Companies saw the need to expand their property management provision during the recession in order to compensate for poorly performing investments. As a result, today the role of the property manager now encompasses more than facilities management to incorporate asset management.
Tony Bones, managing director of Tideway Investment Management, says: “As it became more difficult to achieve acceptable investment returns primarily by holding assets, asset management came to the fore. And the bedrock of successful asset management is high-quality property management.”
Simon Halls, director of Wildheart, finds that his team is now called upon to provide more diverse services for clients. He says: “A number of our investors have built successful businesses by acquiring distressed assets but these inevitably bring with them issues and challenges that weren’t commonplace pre-recession. We now often have to revisit planning and construction issues that were previously completed before we became involved.”
From a recruitment point of view, Tim Robinson, head of property asset management at Knight Frank, is seeing a lot of CVs arrive on his desk from potential candidates who want to do “something that includes asset management”.
Robinson says: “Asset management should follow on from property management. Property managers are the best source of information. We are in a positive phase where people want to grow their businesses (asset management), and facilities managers pick up lots of relevant information.”
Mixing it up
Another key trend is the blurring of the lines between commercial and residential management. David Rowling, head of commercial property management at Eddisons, says: “More mixed-use schemes are being developed and these require more proactive management and a managing agent who has knowledge of both commercial and residential management. There’s a grey dividing line now between the two specialities.”
Howard Bottomley, director of Tenant Assistance Program, sees residential property management as a part of the property manager’s remit in the future. ?But he points to potential challenges, saying: “The private rented sector is far more attuned to occupiers’ needs than commercial property management is.
“For repeat business you have got to be nice to people. The industry also needs to think about brands. Accountancy firms such as PwC are household names, whereas property companies are not as known. Large firms are now having to think about raising their profiles.”
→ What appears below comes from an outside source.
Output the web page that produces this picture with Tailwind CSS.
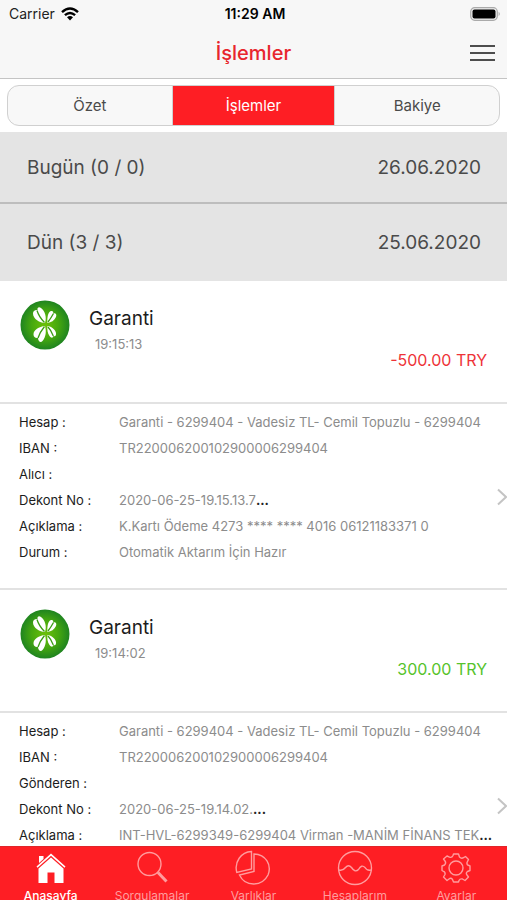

The shift towards mixed-use schemes leads to a greater focus on social engagement. This is key for Broadgate Estates, which manages such schemes as Broadgate, East Village, King’s Cross and Paddington Central. The mix of uses that these encompass means that while the core of property management remains the same, attention to events also plays a part. As a result, employing people from different backgrounds, such as retail or marketing is more important.
Steve Whyman, managing director of Broadgate Estates, says: “Creating a sense of place is the most important thing. We are providing a service that involves innovating around our clients.”
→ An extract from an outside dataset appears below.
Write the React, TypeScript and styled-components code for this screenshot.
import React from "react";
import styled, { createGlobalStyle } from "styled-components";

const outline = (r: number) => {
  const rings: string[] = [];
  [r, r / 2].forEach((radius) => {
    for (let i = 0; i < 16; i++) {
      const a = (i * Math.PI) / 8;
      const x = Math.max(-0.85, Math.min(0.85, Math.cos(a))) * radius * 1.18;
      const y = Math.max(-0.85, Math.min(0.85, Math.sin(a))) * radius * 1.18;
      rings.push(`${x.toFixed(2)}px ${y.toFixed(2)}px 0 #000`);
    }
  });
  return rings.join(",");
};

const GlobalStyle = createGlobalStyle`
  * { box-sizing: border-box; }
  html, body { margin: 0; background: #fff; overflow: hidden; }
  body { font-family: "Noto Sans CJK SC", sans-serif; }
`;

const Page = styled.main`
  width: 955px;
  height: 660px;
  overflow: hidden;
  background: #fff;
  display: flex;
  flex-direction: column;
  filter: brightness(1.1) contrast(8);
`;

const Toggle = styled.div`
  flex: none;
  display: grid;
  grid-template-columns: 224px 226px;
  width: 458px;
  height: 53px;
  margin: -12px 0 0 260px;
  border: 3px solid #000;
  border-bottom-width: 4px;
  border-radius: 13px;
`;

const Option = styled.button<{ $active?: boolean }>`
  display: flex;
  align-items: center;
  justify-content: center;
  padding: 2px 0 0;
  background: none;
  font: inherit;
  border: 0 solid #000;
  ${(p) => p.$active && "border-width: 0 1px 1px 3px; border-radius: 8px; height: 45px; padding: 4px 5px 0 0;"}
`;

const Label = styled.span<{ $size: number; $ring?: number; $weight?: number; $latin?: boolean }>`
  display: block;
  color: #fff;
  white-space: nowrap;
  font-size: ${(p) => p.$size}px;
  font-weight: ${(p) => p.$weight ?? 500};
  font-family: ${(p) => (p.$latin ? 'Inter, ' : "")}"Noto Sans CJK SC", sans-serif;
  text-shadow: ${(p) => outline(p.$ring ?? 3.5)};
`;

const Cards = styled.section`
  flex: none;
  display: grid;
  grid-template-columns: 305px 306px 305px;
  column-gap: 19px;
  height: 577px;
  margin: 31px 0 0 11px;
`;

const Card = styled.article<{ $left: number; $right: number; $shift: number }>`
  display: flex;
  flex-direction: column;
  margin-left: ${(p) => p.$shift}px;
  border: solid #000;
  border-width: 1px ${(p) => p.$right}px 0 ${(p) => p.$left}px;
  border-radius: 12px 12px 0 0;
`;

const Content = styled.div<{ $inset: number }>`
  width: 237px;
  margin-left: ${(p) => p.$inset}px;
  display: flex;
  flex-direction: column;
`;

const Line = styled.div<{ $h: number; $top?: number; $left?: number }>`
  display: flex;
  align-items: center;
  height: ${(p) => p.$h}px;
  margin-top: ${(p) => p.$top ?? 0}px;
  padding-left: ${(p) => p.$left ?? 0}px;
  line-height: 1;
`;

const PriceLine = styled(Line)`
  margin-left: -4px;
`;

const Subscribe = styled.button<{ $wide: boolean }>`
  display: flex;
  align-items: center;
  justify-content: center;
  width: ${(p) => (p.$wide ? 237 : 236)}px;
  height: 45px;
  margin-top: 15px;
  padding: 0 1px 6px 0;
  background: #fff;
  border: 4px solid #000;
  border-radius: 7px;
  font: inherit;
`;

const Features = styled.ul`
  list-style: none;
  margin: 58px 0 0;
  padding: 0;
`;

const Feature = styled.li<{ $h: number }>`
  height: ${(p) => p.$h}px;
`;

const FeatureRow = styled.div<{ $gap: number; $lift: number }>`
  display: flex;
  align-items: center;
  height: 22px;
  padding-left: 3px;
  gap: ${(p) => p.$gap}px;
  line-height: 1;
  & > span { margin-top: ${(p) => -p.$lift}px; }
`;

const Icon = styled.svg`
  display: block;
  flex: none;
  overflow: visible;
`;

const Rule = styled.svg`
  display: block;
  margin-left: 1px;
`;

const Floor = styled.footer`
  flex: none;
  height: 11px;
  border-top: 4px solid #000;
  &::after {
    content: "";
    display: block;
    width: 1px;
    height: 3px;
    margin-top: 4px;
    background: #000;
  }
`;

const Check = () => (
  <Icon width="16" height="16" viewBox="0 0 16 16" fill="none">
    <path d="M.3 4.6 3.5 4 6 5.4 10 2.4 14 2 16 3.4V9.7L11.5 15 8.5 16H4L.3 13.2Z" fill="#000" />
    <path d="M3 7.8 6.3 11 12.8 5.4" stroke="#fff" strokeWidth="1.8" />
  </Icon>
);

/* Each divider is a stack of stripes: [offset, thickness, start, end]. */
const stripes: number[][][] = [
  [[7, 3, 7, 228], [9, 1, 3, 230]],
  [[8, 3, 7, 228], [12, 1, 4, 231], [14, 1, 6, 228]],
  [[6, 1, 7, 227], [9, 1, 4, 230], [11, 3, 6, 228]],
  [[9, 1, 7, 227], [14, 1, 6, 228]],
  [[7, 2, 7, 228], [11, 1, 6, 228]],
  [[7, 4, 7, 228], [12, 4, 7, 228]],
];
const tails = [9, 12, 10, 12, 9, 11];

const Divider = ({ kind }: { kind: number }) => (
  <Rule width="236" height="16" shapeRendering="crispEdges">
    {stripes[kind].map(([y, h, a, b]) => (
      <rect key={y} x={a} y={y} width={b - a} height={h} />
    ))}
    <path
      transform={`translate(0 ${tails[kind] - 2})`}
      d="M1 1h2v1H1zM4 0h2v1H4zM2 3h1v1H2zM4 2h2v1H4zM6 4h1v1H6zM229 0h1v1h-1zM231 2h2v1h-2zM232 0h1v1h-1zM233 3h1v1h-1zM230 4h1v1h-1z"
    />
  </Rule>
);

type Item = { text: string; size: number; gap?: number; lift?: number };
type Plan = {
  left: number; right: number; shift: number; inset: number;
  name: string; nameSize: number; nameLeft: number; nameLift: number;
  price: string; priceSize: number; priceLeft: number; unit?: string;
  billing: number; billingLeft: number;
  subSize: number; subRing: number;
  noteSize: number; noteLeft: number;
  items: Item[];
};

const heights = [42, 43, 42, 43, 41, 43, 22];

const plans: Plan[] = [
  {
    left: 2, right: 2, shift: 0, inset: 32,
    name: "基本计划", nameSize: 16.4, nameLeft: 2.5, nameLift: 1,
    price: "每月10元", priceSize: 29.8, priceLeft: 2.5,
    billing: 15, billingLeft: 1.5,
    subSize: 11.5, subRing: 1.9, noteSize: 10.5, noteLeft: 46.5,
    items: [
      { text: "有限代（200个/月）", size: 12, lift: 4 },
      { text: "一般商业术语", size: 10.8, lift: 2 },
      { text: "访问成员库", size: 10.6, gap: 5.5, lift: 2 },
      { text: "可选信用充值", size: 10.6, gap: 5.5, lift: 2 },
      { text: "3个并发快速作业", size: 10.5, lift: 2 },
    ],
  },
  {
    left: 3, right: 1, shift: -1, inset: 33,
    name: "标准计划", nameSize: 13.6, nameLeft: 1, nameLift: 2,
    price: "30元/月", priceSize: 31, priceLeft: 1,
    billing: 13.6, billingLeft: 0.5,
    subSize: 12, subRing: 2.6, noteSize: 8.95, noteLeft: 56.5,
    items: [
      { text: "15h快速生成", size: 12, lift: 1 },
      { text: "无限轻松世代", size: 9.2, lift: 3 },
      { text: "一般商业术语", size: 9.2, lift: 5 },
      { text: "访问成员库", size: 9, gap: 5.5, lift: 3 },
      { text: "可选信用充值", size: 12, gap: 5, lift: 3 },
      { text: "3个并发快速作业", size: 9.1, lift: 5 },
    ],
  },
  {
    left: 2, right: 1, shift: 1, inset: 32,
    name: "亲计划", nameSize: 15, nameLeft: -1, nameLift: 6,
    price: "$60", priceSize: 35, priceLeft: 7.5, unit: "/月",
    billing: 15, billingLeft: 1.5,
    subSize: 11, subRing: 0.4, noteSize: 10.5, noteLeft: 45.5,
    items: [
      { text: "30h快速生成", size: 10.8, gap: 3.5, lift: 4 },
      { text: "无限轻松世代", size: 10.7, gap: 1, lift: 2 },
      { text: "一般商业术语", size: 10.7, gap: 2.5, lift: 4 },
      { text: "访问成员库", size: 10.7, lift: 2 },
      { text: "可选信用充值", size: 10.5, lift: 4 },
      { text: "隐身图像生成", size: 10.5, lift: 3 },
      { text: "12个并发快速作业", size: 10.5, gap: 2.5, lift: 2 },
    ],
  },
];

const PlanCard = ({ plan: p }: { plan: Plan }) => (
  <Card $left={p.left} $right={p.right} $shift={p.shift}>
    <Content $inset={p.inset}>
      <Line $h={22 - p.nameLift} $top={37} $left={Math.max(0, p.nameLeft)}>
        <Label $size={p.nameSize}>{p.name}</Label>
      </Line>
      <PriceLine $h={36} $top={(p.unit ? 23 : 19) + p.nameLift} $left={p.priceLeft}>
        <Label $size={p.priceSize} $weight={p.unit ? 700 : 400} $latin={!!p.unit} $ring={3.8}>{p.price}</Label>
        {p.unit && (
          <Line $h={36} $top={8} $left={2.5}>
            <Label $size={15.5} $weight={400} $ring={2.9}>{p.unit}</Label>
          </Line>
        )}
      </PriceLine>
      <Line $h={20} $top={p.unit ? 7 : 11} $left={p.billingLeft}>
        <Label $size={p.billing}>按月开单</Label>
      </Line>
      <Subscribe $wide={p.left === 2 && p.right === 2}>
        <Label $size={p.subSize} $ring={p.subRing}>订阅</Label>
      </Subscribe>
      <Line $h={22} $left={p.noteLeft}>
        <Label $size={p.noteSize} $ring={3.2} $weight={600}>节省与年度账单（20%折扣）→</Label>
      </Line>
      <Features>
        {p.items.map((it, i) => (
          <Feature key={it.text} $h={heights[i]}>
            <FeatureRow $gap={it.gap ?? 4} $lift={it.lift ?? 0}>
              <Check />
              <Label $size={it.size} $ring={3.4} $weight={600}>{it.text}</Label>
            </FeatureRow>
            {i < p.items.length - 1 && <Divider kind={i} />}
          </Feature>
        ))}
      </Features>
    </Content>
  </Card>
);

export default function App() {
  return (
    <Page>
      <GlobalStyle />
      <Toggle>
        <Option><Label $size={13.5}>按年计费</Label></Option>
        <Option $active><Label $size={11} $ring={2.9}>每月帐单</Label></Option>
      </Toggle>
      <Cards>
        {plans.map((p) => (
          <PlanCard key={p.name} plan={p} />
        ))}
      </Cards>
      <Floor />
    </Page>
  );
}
PMs work smarter with technology
The recession led to a drive to cut property management costs, and many property managers increased their efficiency by installing improved technology to support property management platforms.
From iPads to accessing live financial data and social media, technology is changing the way property managers and clients carry out their daily business. It gives property managers more time to interact with clients and to put people at the heart of property management.
Ronan Gallagher, head of property accounts at Deloitte LLP, says: “With the iPad, landlords have direct access to KPIs, up-to-date rent payment schedules and arrears reporting.”
Howard Bottomley, director of Tenant Assistance Program, is seeing more of a “click and collect” mentality, whereby clients retrieve information rather than wait for agents to e-mail it. TAP will be delivering information through a work mail service via an application with a password and code. Bottomley hopes this will free up their PMs’ time, explaining: “They should be looking at properties all the time, so PM becomes more of a relationship role.”
John Redfern, director at property manager and investor Collier & Madge, says: “Moving the platform to give tenants access to live financial data enhances the transparency of property management and assists owners in attaining their goals.”
Contracting out: pros and cons
Are there more in-house management teams? Or is it better to contract out?
A current trend is for organisations to have a lot of property managers on their books as a result of mergers and acquisitions. One Knight Frank client had 17 property managers reporting to them and wanted to bring this number down to three or four.
Tim Robinson, head of property asset management at Knight Frank, thinks two or three property managers are ideal. He says: “If you only employ one, how hungry will they be for the work? With two or three, PMs will be hungrier, so clients are going towards this model.”
Tony Bones, managing director of Tideaway Investment Management, says: “The type, location and size of property to be managed will influence the initial consideration. For example, many of the large real estate firms focus on commercial property management and tend not to manage residential directly, subcontracting that out to specialists.”
And Mark Jarrett, head of professional services at Colliers, adds: “Large corporates still outsource their estates function, retaining a small number of staff to manage the relationship with the supplier.”
Carl Grint, head of property management at Aitchison Raffety, says: “On an asset management level, feeling in control of implementing strategies is still important. It’s always about a safe pair of hands when dealing with day-to-day management and firms want someone who will handle the raft of legislation involved.”